• _Task_:
Transcribe the material exactly. Images do not belong in the copy.
-----
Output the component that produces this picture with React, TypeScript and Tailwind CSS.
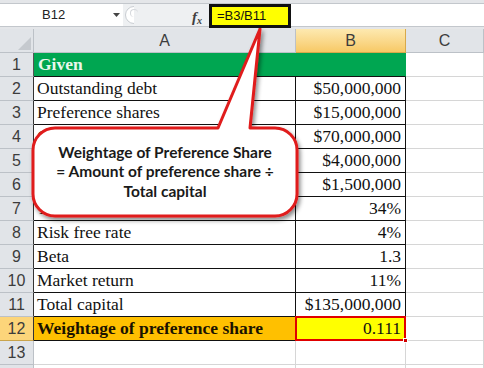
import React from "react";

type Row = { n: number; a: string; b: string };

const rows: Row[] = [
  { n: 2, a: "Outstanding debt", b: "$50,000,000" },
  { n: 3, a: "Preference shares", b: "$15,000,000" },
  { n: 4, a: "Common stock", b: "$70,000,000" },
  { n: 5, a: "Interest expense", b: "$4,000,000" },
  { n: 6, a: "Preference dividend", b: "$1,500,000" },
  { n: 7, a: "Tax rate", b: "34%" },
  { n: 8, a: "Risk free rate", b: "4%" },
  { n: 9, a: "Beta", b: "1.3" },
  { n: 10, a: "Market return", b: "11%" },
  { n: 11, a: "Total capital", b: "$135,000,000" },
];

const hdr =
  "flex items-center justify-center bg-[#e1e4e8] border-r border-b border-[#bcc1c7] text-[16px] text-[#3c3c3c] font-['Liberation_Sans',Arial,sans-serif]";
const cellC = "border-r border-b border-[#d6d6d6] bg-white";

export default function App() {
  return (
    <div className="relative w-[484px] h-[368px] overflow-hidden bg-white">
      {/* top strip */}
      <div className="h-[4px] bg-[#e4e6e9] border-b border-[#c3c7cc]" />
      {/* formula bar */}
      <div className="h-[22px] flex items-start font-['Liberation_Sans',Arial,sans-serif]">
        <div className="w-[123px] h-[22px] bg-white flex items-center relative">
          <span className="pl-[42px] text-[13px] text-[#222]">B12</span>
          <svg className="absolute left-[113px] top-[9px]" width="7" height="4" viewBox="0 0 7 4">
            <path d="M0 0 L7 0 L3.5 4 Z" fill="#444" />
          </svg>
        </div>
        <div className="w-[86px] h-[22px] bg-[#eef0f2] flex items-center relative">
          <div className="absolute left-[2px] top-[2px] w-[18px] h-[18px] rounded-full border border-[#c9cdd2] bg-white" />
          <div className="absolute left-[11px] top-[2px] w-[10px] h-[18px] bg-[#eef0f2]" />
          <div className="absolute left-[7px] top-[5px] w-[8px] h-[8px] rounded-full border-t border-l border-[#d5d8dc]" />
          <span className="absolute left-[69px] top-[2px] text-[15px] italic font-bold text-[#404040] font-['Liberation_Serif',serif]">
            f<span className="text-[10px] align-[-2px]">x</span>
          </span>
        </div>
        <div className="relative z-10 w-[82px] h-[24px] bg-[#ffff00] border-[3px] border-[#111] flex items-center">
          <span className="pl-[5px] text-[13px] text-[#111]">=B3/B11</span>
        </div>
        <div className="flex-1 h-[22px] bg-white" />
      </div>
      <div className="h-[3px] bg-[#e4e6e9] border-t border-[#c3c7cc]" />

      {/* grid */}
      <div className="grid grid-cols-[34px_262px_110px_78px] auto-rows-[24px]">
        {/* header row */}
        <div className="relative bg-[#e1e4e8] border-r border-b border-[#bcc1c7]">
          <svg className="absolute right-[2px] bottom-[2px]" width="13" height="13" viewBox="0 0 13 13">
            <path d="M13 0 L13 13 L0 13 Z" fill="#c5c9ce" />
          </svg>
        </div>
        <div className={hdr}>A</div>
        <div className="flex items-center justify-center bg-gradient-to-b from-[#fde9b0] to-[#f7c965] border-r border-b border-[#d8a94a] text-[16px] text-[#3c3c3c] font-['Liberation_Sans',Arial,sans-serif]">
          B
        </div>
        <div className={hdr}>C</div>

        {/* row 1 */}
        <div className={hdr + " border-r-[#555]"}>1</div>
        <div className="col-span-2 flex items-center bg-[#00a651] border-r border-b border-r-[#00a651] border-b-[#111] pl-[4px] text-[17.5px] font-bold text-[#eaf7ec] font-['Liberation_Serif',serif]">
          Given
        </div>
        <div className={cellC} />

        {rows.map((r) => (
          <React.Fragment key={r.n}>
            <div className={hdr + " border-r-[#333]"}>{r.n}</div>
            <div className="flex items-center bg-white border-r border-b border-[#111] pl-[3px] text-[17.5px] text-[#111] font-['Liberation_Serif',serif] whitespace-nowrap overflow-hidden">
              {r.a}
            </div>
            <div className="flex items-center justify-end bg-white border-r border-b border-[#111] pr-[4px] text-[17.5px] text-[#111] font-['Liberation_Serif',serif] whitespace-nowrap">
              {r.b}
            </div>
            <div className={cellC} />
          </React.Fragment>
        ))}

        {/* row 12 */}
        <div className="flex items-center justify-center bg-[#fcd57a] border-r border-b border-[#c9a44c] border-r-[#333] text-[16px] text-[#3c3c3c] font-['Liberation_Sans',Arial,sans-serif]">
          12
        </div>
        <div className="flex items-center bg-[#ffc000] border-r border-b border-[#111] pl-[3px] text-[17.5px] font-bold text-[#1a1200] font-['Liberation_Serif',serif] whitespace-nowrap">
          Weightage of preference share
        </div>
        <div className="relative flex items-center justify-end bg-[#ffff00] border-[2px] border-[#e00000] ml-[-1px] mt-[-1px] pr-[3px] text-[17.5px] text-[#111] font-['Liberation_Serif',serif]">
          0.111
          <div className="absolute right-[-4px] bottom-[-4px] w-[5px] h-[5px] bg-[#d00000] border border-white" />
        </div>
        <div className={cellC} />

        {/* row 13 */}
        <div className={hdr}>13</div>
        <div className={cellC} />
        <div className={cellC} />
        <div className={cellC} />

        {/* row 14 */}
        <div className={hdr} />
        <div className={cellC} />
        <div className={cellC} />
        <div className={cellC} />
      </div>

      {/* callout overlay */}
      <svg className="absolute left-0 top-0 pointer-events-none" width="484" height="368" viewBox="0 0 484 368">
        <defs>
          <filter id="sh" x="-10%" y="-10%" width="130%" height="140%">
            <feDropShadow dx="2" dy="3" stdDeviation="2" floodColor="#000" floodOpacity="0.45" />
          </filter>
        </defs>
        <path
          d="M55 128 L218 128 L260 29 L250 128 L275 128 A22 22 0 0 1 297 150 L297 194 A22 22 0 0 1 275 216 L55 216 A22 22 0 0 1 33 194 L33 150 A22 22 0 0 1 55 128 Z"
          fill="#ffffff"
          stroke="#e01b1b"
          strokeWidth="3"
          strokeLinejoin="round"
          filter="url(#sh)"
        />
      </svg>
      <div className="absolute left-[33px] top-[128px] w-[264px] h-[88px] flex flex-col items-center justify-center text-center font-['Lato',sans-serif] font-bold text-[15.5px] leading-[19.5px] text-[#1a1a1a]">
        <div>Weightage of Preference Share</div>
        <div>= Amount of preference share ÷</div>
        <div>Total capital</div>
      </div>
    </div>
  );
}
-----
• _Answer in full_:
Output the component that produces this picture with React, TypeScript and Tailwind CSS.
import React from "react";

type Row = { n: number; a: string; b: string };

const rows: Row[] = [
  { n: 2, a: "Outstanding debt", b: "$50,000,000" },
  { n: 3, a: "Preference shares", b: "$15,000,000" },
  { n: 4, a: "Common stock", b: "$70,000,000" },
  { n: 5, a: "Interest expense", b: "$4,000,000" },
  { n: 6, a: "Preference dividend", b: "$1,500,000" },
  { n: 7, a: "Tax rate", b: "34%" },
  { n: 8, a: "Risk free rate", b: "4%" },
  { n: 9, a: "Beta", b: "1.3" },
  { n: 10, a: "Market return", b: "11%" },
  { n: 11, a: "Total capital", b: "$135,000,000" },
];

const hdr =
  "flex items-center justify-center bg-[#e1e4e8] border-r border-b border-[#bcc1c7] text-[16px] text-[#3c3c3c] font-['Liberation_Sans',Arial,sans-serif]";
const cellC = "border-r border-b border-[#d6d6d6] bg-white";

export default function App() {
  return (
    <div className="relative w-[484px] h-[368px] overflow-hidden bg-white">
      {/* top strip */}
      <div className="h-[4px] bg-[#e4e6e9] border-b border-[#c3c7cc]" />
      {/* formula bar */}
      <div className="h-[22px] flex items-start font-['Liberation_Sans',Arial,sans-serif]">
        <div className="w-[123px] h-[22px] bg-white flex items-center relative">
          <span className="pl-[42px] text-[13px] text-[#222]">B12</span>
          <svg className="absolute left-[113px] top-[9px]" width="7" height="4" viewBox="0 0 7 4">
            <path d="M0 0 L7 0 L3.5 4 Z" fill="#444" />
          </svg>
        </div>
        <div className="w-[86px] h-[22px] bg-[#eef0f2] flex items-center relative">
          <div className="absolute left-[2px] top-[2px] w-[18px] h-[18px] rounded-full border border-[#c9cdd2] bg-white" />
          <div className="absolute left-[11px] top-[2px] w-[10px] h-[18px] bg-[#eef0f2]" />
          <div className="absolute left-[7px] top-[5px] w-[8px] h-[8px] rounded-full border-t border-l border-[#d5d8dc]" />
          <span className="absolute left-[69px] top-[2px] text-[15px] italic font-bold text-[#404040] font-['Liberation_Serif',serif]">
            f<span className="text-[10px] align-[-2px]">x</span>
          </span>
        </div>
        <div className="relative z-10 w-[82px] h-[24px] bg-[#ffff00] border-[3px] border-[#111] flex items-center">
          <span className="pl-[5px] text-[13px] text-[#111]">=B3/B11</span>
        </div>
        <div className="flex-1 h-[22px] bg-white" />
      </div>
      <div className="h-[3px] bg-[#e4e6e9] border-t border-[#c3c7cc]" />

      {/* grid */}
      <div className="grid grid-cols-[34px_262px_110px_78px] auto-rows-[24px]">
        {/* header row */}
        <div className="relative bg-[#e1e4e8] border-r border-b border-[#bcc1c7]">
          <svg className="absolute right-[2px] bottom-[2px]" width="13" height="13" viewBox="0 0 13 13">
            <path d="M13 0 L13 13 L0 13 Z" fill="#c5c9ce" />
          </svg>
        </div>
        <div className={hdr}>A</div>
        <div className="flex items-center justify-center bg-gradient-to-b from-[#fde9b0] to-[#f7c965] border-r border-b border-[#d8a94a] text-[16px] text-[#3c3c3c] font-['Liberation_Sans',Arial,sans-serif]">
          B
        </div>
        <div className={hdr}>C</div>

        {/* row 1 */}
        <div className={hdr + " border-r-[#555]"}>1</div>
        <div className="col-span-2 flex items-center bg-[#00a651] border-r border-b border-r-[#00a651] border-b-[#111] pl-[4px] text-[17.5px] font-bold text-[#eaf7ec] font-['Liberation_Serif',serif]">
          Given
        </div>
        <div className={cellC} />

        {rows.map((r) => (
          <React.Fragment key={r.n}>
            <div className={hdr + " border-r-[#333]"}>{r.n}</div>
            <div className="flex items-center bg-white border-r border-b border-[#111] pl-[3px] text-[17.5px] text-[#111] font-['Liberation_Serif',serif] whitespace-nowrap overflow-hidden">
              {r.a}
            </div>
            <div className="flex items-center justify-end bg-white border-r border-b border-[#111] pr-[4px] text-[17.5px] text-[#111] font-['Liberation_Serif',serif] whitespace-nowrap">
              {r.b}
            </div>
            <div className={cellC} />
          </React.Fragment>
        ))}

        {/* row 12 */}
        <div className="flex items-center justify-center bg-[#fcd57a] border-r border-b border-[#c9a44c] border-r-[#333] text-[16px] text-[#3c3c3c] font-['Liberation_Sans',Arial,sans-serif]">
          12
        </div>
        <div className="flex items-center bg-[#ffc000] border-r border-b border-[#111] pl-[3px] text-[17.5px] font-bold text-[#1a1200] font-['Liberation_Serif',serif] whitespace-nowrap">
          Weightage of preference share
        </div>
        <div className="relative flex items-center justify-end bg-[#ffff00] border-[2px] border-[#e00000] ml-[-1px] mt-[-1px] pr-[3px] text-[17.5px] text-[#111] font-['Liberation_Serif',serif]">
          0.111
          <div className="absolute right-[-4px] bottom-[-4px] w-[5px] h-[5px] bg-[#d00000] border border-white" />
        </div>
        <div className={cellC} />

        {/* row 13 */}
        <div className={hdr}>13</div>
        <div className={cellC} />
        <div className={cellC} />
        <div className={cellC} />

        {/* row 14 */}
        <div className={hdr} />
        <div className={cellC} />
        <div className={cellC} />
        <div className={cellC} />
      </div>

      {/* callout overlay */}
      <svg className="absolute left-0 top-0 pointer-events-none" width="484" height="368" viewBox="0 0 484 368">
        <defs>
          <filter id="sh" x="-10%" y="-10%" width="130%" height="140%">
            <feDropShadow dx="2" dy="3" stdDeviation="2" floodColor="#000" floodOpacity="0.45" />
          </filter>
        </defs>
        <path
          d="M55 128 L218 128 L260 29 L250 128 L275 128 A22 22 0 0 1 297 150 L297 194 A22 22 0 0 1 275 216 L55 216 A22 22 0 0 1 33 194 L33 150 A22 22 0 0 1 55 128 Z"
          fill="#ffffff"
          stroke="#e01b1b"
          strokeWidth="3"
          strokeLinejoin="round"
          filter="url(#sh)"
        />
      </svg>
      <div className="absolute left-[33px] top-[128px] w-[264px] h-[88px] flex flex-col items-center justify-center text-center font-['Lato',sans-serif] font-bold text-[15.5px] leading-[19.5px] text-[#1a1a1a]">
        <div>Weightage of Preference Share</div>
        <div>= Amount of preference share ÷</div>
        <div>Total capital</div>
      </div>
    </div>
  );
}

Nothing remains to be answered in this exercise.